Appellant urges that the court erred in failing to find that he is the owner of the bridge and in failing to enter *Page 128 judgment quieting title thereto in appellant. No authority is cited and the brief of appellant contains no argument with relation to the efficacy of the purported bill of sale. It is to be borne in mind that the court found upon ample evidence that the right of way, consisting of the road and the bridge became appurtenances to the lands of respondent. We find no authority sustaining the proposition that title to appurtenances to real property may be conveyed by means of a bill of sale when the same is a part of realty subject to a mortgage. The entire effect of the bill of sale amounted to no more, if anything, than a recognition on the part of appellant of the existence of a right of way across his lands, and conveyed no title in such right of way.

The judgment of the trial court is equitable and just. A portion of the road lies north of the canal and is upon appellant's land.
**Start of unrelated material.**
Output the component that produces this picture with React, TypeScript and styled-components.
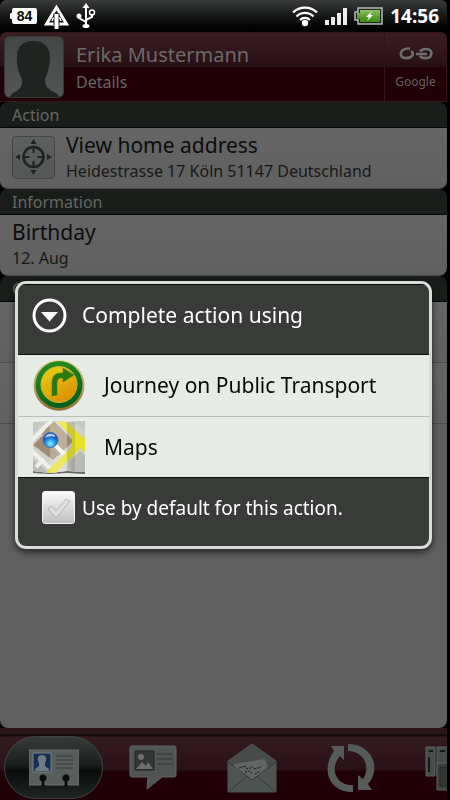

The bridge, without which the road is valueless, is upon the land of appellant at its northerly end and upon the land of respondent at its southerly end, and the road and bridge is used by appellant to reach certain lands of appellant which lie on the south side of the canal as well as lands of respondent lying on the south side of the canal. The judgment gives respondent an easement in that part of the road and bridge to the north of the canal and on and across appellant's land, and gives appellant an easement, jointly with respondent in that part of the right of way, the bridge and road to the south of the canal which is on and across respondent's land.

The judgment is affirmed. Costs awarded to respondent.

Holden, C.J., and Ailshie, J., concur in the conclusion.